The European authorities have largely decided that consumers, not companies, own the digital records associated with their accounts. As a result, European banks are generally being forced to make it easy for their customers to share their financial data with whomever they choose.
In the United States, the 2010 Dodd-Frank Act broadly directed banks to make electronic records available to consumers, but there has been little detail on what that means in practice.
The director of the Consumer Financial Protection Bureau, Richard Cordray, has made it clear that he believes banks have not been willing enough to give customers control over their own data.
“We recognise that data access makes it possible to realise the many benefits of competition and innovation,” Cordray said in a speech this month in New York. “We remain concerned about reports of some institutions that may be limiting or restricting access unduly.”
Cordray has been moving toward writing new rules on this front, but it is uncertain if he and the bureau will survive and push the banks to open up under the Trump administration.
Banks, in the meantime, have taken the initiative by pushing technology companies to accept new agreements on how they use the data they pull from the banks.
One of the primary companies that help move data between the banks and the start-ups is Envestnet Yodlee. The company said that in the last two months, several large banks had told it that it would lose access to at least some data in the near future if it did not agree to new restrictions on the data it is pulling.
Some of the banks have said they do not want to share the interest rates and fees that they charge customers, even when customers ask for that information to be passed along, said Steve Boms, the vice-president for government affairs at Yodlee.
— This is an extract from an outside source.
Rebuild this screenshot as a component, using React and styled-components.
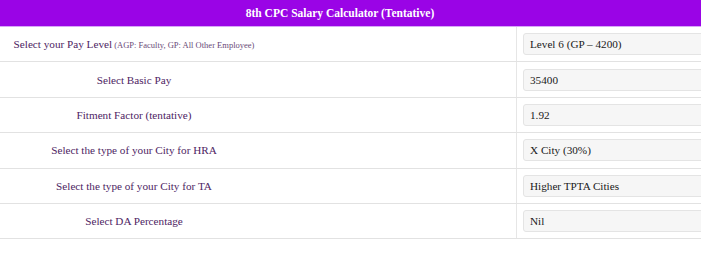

Boms said his company was pushing back against the requests because “with data limitations you are hindering the ability of millions of consumers to save more and optimise their finances”.
J P Morgan and Wells Fargo, which have been among the most aggressive in seeking new agreements, said they would pass along any information that customers wanted, as long as the customers themselves requested it.
J P Morgan is hoping to create a dashboard on its website where customers can choose to turn on or off the data flowing from the bank to any outside provider.
The banks say they are pushing for new data agreements in an effort to stop technology companies from getting access to customer data in ways that the customers might not understand, or that could create security risks.